WHAT YOU WILL DO
All of the material should be reproduced exactly, with pictures left out.
begin DATA SHOWN
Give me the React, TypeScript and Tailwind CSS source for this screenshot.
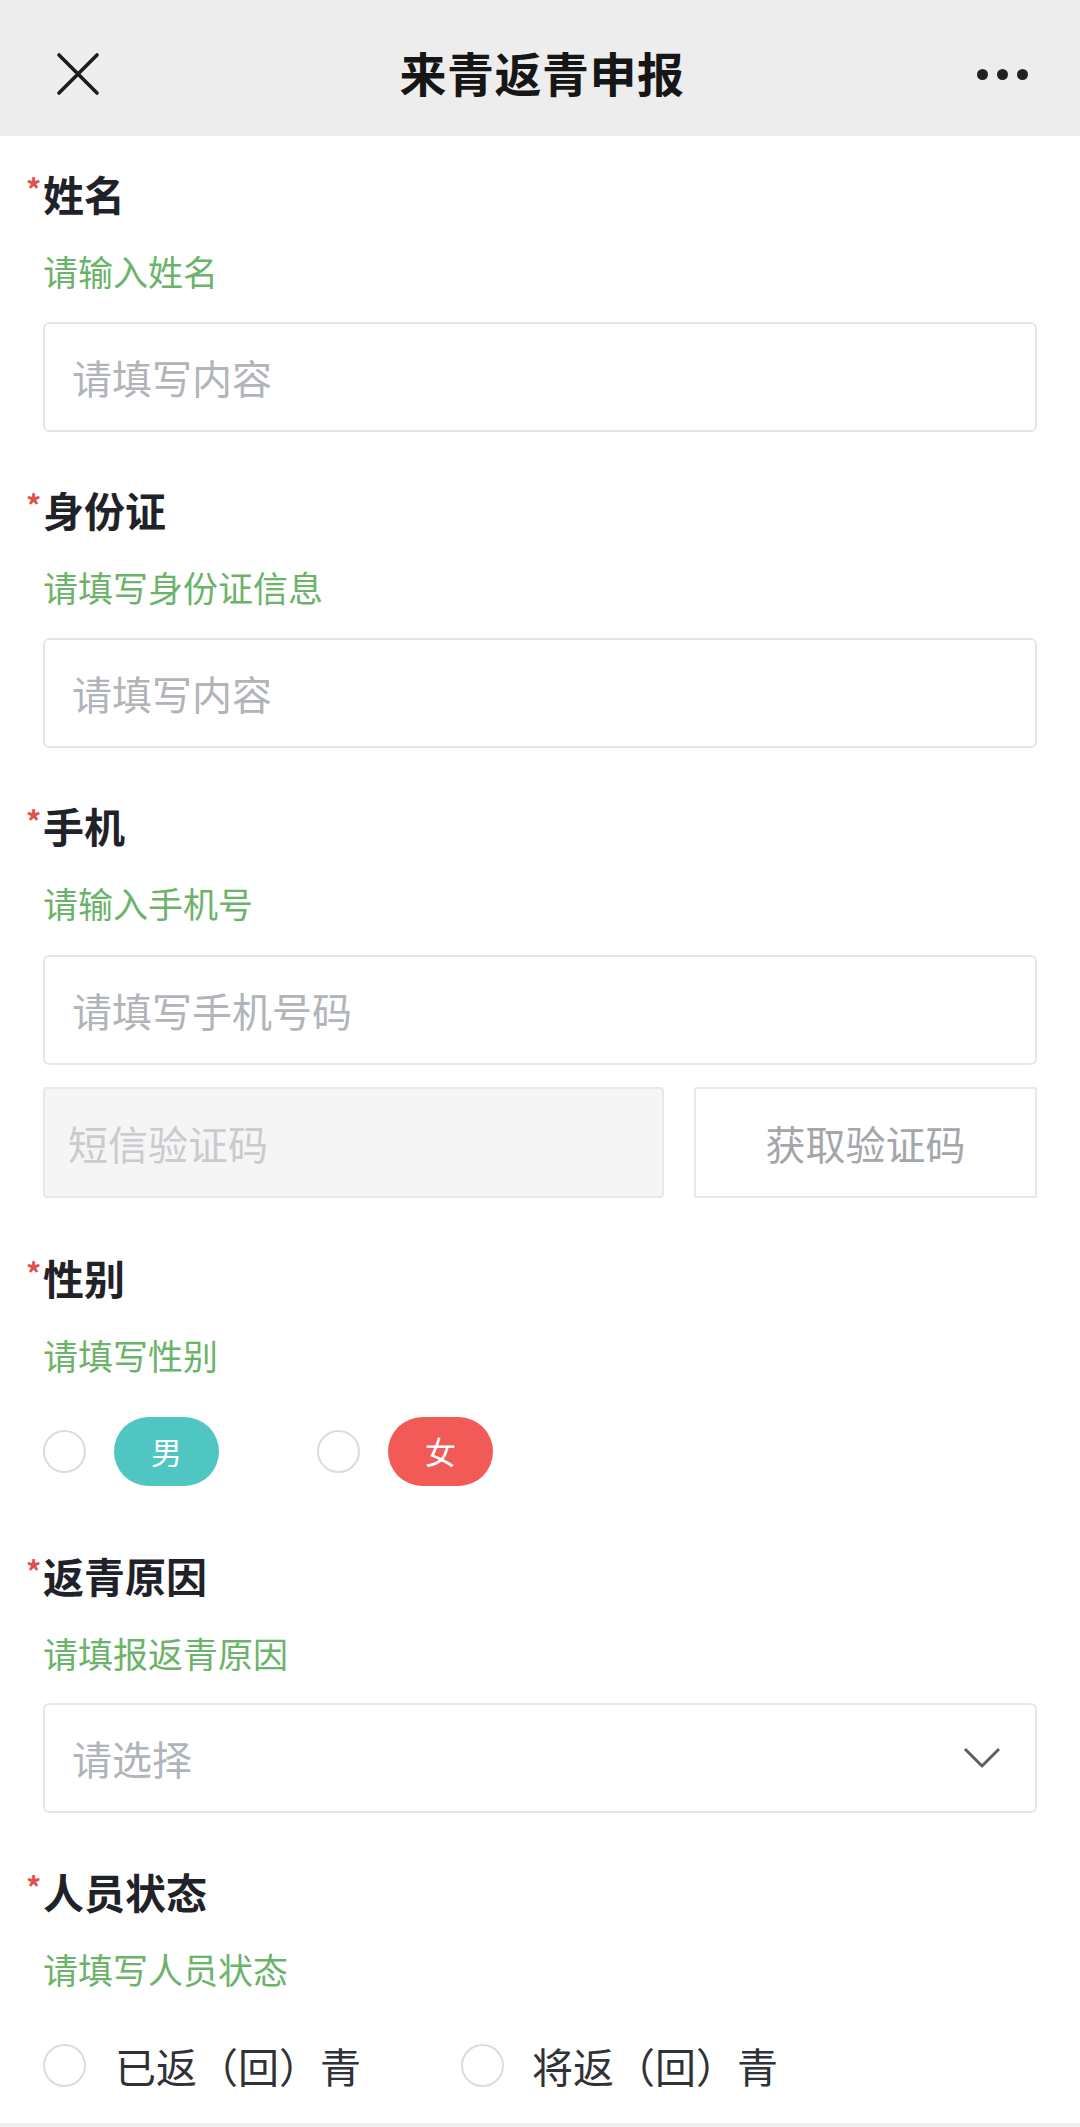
import { ReactNode } from 'react';

const font = { fontFamily: '"Noto Sans CJK SC", "Noto Sans", sans-serif' };

const Label = ({ text, className = '' }: { text: string; className?: string }) => (
  <div className={`-ml-[17px] flex items-start leading-[48px] ${className}`}>
    <span className="w-[17px] text-[30px] leading-[38px] text-[#e0504c] font-bold">*</span>
    <span className="text-[41px] font-bold text-[#1f2329]">{text}</span>
  </div>
);

const Hint = ({ text }: { text: string }) => (
  <div className="mt-[32px] text-[35px] leading-[44px] text-[#6cb36a]">{text}</div>
);

const TextBox = ({ placeholder, className = '' }: { placeholder: string; className?: string }) => (
  <input
    placeholder={placeholder}
    className={`block h-[110px] w-full rounded-[6px] border-2 border-[#e6e6e6] bg-white pl-[27px] text-[40px] text-[#333] outline-none placeholder:text-[#b1b4b9] ${className}`}
    style={font}
  />
);

const Radio = () => (
  <span className="block h-[43px] w-[43px] shrink-0 rounded-full border-2 border-[#dcdcdc] bg-white" />
);

const Field = ({ children, className = '' }: { children: ReactNode; className?: string }) => (
  <div className={className}>{children}</div>
);

export default function App() {
  return (
    <div className="min-h-[2127px] flex flex-col bg-white" style={font}>
      {/* Top bar */}
      <div className="h-[136px] shrink-0 bg-[#ededed] grid grid-cols-[1fr_auto_1fr] items-center pl-[56px] pr-[52px] pt-[9px]">
        <svg width="44" height="44" viewBox="0 0 44 44" className="mt-[2px]">
          <path d="M3 3 L41 41 M41 3 L3 41" stroke="#1c1c1c" strokeWidth="3.6" strokeLinecap="round" />
        </svg>
        <div className="text-[47px] font-semibold text-[#161616] tracking-[0.5px]">来青返青申报</div>
        <div className="flex justify-end gap-[9px] pt-[3px]">
          <span className="h-[11px] w-[11px] rounded-full bg-[#222]" />
          <span className="h-[11px] w-[11px] rounded-full bg-[#222]" />
          <span className="h-[11px] w-[11px] rounded-full bg-[#222]" />
        </div>
      </div>

      {/* Form */}
      <div className="flex-1 px-[43px] pt-[33px]">
        <Field>
          <Label text="姓名" />
          <Hint text="请输入姓名" />
          <TextBox placeholder="请填写内容" className="mt-[29px]" />
        </Field>

        <Field className="mt-[53px]">
          <Label text="身份证" />
          <Hint text="请填写身份证信息" />
          <TextBox placeholder="请填写内容" className="mt-[29px]" />
        </Field>

        <Field className="mt-[53px]">
          <Label text="手机" />
          <Hint text="请输入手机号" />
          <TextBox placeholder="请填写手机号码" className="mt-[30px]" />
          <div className="mt-[22px] flex gap-[30px]">
            <div className="h-[111px] w-[621px] rounded-[4px] border-2 border-[#e8e8e8] bg-[#f5f5f5] pl-[23px] flex items-center text-[40px] text-[#c9cbcf]">
              短信验证码
            </div>
            <button className="h-[111px] flex-1 rounded-[2px] border-2 border-[#e8e8e8] bg-white text-[40px] text-[#a3a6ab]">
              获取验证码
            </button>
          </div>
        </Field>

        <Field className="mt-[55px]">
          <Label text="性别" />
          <Hint text="请填写性别" />
          <div className="mt-[40px] flex items-center">
            <Radio />
            <span className="ml-[28px] flex h-[69px] w-[105px] items-center justify-center rounded-full bg-[#50c6c3] text-[31px] text-white">
              男
            </span>
            <span className="ml-[98px]">
              <Radio />
            </span>
            <span className="ml-[28px] flex h-[69px] w-[105px] items-center justify-center rounded-full bg-[#f15a57] text-[31px] text-white">
              女
            </span>
          </div>
        </Field>

        <Field className="mt-[65px]">
          <Label text="返青原因" />
          <Hint text="请填报返青原因" />
          <div className="mt-[28px] flex h-[110px] items-center justify-between rounded-[6px] border-2 border-[#e6e6e6] pl-[27px] pr-[34px]">
            <span className="text-[40px] text-[#b1b4b9]">请选择</span>
            <svg width="38" height="22" viewBox="0 0 38 22">
              <path d="M2 2 L19 19 L36 2" fill="none" stroke="#5a5e66" strokeWidth="3" strokeLinejoin="round" />
            </svg>
          </div>
        </Field>

        <Field className="mt-[54px]">
          <Label text="人员状态" />
          <Hint text="请填写人员状态" />
          <div className="mt-[52px] flex items-center">
            <Radio />
            <span className="ml-[29px] text-[41px] leading-[44px] text-[#2f3237]">已返（回）青</span>
            <span className="ml-[100px]">
              <Radio />
            </span>
            <span className="ml-[28px] text-[41px] leading-[44px] text-[#2f3237]">将返（回）青</span>
          </div>
        </Field>
      </div>
      <div className="h-[4px] bg-[#f0f0f0]" />
    </div>
  );
}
end DATA SHOWN
SOLVED PROBLEM
Give me the React, TypeScript and Tailwind CSS source for this screenshot.
import { ReactNode } from 'react';

const font = { fontFamily: '"Noto Sans CJK SC", "Noto Sans", sans-serif' };

const Label = ({ text, className = '' }: { text: string; className?: string }) => (
  <div className={`-ml-[17px] flex items-start leading-[48px] ${className}`}>
    <span className="w-[17px] text-[30px] leading-[38px] text-[#e0504c] font-bold">*</span>
    <span className="text-[41px] font-bold text-[#1f2329]">{text}</span>
  </div>
);

const Hint = ({ text }: { text: string }) => (
  <div className="mt-[32px] text-[35px] leading-[44px] text-[#6cb36a]">{text}</div>
);

const TextBox = ({ placeholder, className = '' }: { placeholder: string; className?: string }) => (
  <input
    placeholder={placeholder}
    className={`block h-[110px] w-full rounded-[6px] border-2 border-[#e6e6e6] bg-white pl-[27px] text-[40px] text-[#333] outline-none placeholder:text-[#b1b4b9] ${className}`}
    style={font}
  />
);

const Radio = () => (
  <span className="block h-[43px] w-[43px] shrink-0 rounded-full border-2 border-[#dcdcdc] bg-white" />
);

const Field = ({ children, className = '' }: { children: ReactNode; className?: string }) => (
  <div className={className}>{children}</div>
);

export default function App() {
  return (
    <div className="min-h-[2127px] flex flex-col bg-white" style={font}>
      {/* Top bar */}
      <div className="h-[136px] shrink-0 bg-[#ededed] grid grid-cols-[1fr_auto_1fr] items-center pl-[56px] pr-[52px] pt-[9px]">
        <svg width="44" height="44" viewBox="0 0 44 44" className="mt-[2px]">
          <path d="M3 3 L41 41 M41 3 L3 41" stroke="#1c1c1c" strokeWidth="3.6" strokeLinecap="round" />
        </svg>
        <div className="text-[47px] font-semibold text-[#161616] tracking-[0.5px]">来青返青申报</div>
        <div className="flex justify-end gap-[9px] pt-[3px]">
          <span className="h-[11px] w-[11px] rounded-full bg-[#222]" />
          <span className="h-[11px] w-[11px] rounded-full bg-[#222]" />
          <span className="h-[11px] w-[11px] rounded-full bg-[#222]" />
        </div>
      </div>

      {/* Form */}
      <div className="flex-1 px-[43px] pt-[33px]">
        <Field>
          <Label text="姓名" />
          <Hint text="请输入姓名" />
          <TextBox placeholder="请填写内容" className="mt-[29px]" />
        </Field>

        <Field className="mt-[53px]">
          <Label text="身份证" />
          <Hint text="请填写身份证信息" />
          <TextBox placeholder="请填写内容" className="mt-[29px]" />
        </Field>

        <Field className="mt-[53px]">
          <Label text="手机" />
          <Hint text="请输入手机号" />
          <TextBox placeholder="请填写手机号码" className="mt-[30px]" />
          <div className="mt-[22px] flex gap-[30px]">
            <div className="h-[111px] w-[621px] rounded-[4px] border-2 border-[#e8e8e8] bg-[#f5f5f5] pl-[23px] flex items-center text-[40px] text-[#c9cbcf]">
              短信验证码
            </div>
            <button className="h-[111px] flex-1 rounded-[2px] border-2 border-[#e8e8e8] bg-white text-[40px] text-[#a3a6ab]">
              获取验证码
            </button>
          </div>
        </Field>

        <Field className="mt-[55px]">
          <Label text="性别" />
          <Hint text="请填写性别" />
          <div className="mt-[40px] flex items-center">
            <Radio />
            <span className="ml-[28px] flex h-[69px] w-[105px] items-center justify-center rounded-full bg-[#50c6c3] text-[31px] text-white">
              男
            </span>
            <span className="ml-[98px]">
              <Radio />
            </span>
            <span className="ml-[28px] flex h-[69px] w-[105px] items-center justify-center rounded-full bg-[#f15a57] text-[31px] text-white">
              女
            </span>
          </div>
        </Field>

        <Field className="mt-[65px]">
          <Label text="返青原因" />
          <Hint text="请填报返青原因" />
          <div className="mt-[28px] flex h-[110px] items-center justify-between rounded-[6px] border-2 border-[#e6e6e6] pl-[27px] pr-[34px]">
            <span className="text-[40px] text-[#b1b4b9]">请选择</span>
            <svg width="38" height="22" viewBox="0 0 38 22">
              <path d="M2 2 L19 19 L36 2" fill="none" stroke="#5a5e66" strokeWidth="3" strokeLinejoin="round" />
            </svg>
          </div>
        </Field>

        <Field className="mt-[54px]">
          <Label text="人员状态" />
          <Hint text="请填写人员状态" />
          <div className="mt-[52px] flex items-center">
            <Radio />
            <span className="ml-[29px] text-[41px] leading-[44px] text-[#2f3237]">已返（回）青</span>
            <span className="ml-[100px]">
              <Radio />
            </span>
            <span className="ml-[28px] text-[41px] leading-[44px] text-[#2f3237]">将返（回）青</span>
          </div>
        </Field>
      </div>
      <div className="h-[4px] bg-[#f0f0f0]" />
    </div>
  );
}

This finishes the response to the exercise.